In the present study, we focused on the bat-and-ball problem because it is one of the most vetted and paradigmatic examples of people’s substitution bias (e.g., Bourgeois-Gironde & Vanderhenst, 2009; Kahneman, 2011; Kahneman & Frederick, 2002; Toplak et al., 2011). However, attribute substitution has also been proposed as an explanation for people’s judgment errors in other classic reasoning tasks, such as the base-rate neglect or conjunction fallacy task (Kahneman & Frederick, 2002). Although it has been argued that these tasks might be less suited for testing substitution claims (e.g., Bourgeois-Gironde & Vanderhenst, 2009), one might nevertheless wonder whether the present findings can be generalized across these tasks. Some emerging evidence suggests that they might.
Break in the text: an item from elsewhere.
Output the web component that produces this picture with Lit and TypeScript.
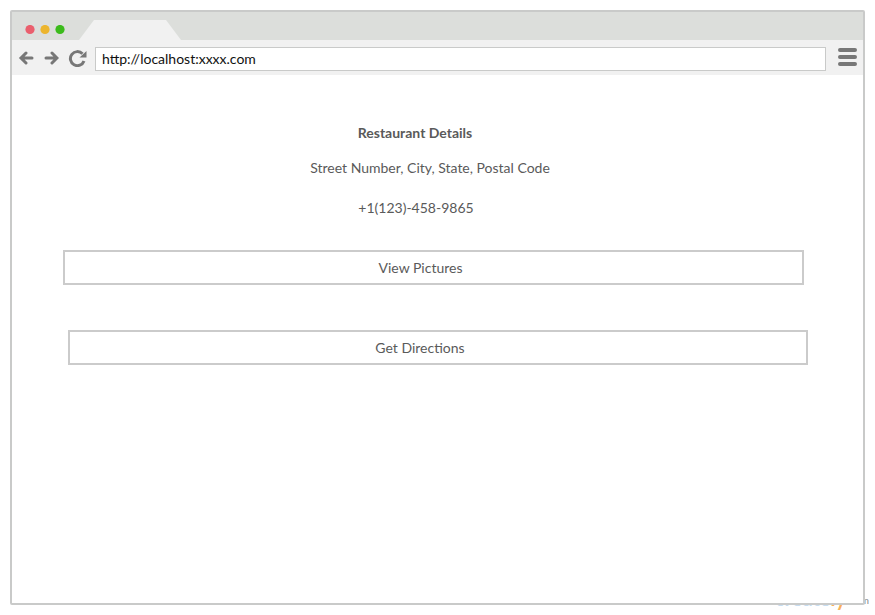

For example, a recent study showed that when reasoners give a biased response to standard conjunction or base-rate neglect problems, they also indicate being less confident about their response, as compared with control problems (e.g., De Neys, Cromheeke, & Osman, 2011; see also De Neys & Feremans, 2012). This gives us some initial indication of the generality of the present findings.

With the present article, we hope to have presented a critical building block to stimulate further research on people’s substitution sensitivity. Obviously, we acknowledge that our findings will need to be extended, but we nevertheless feel that it is important to bring them under the attention of the wide range of researchers interested in human thinking. At the very least, the present data should alert scholars that the popular idea that substitution typically goes unnoticed is disputable and needs closer empirical testing.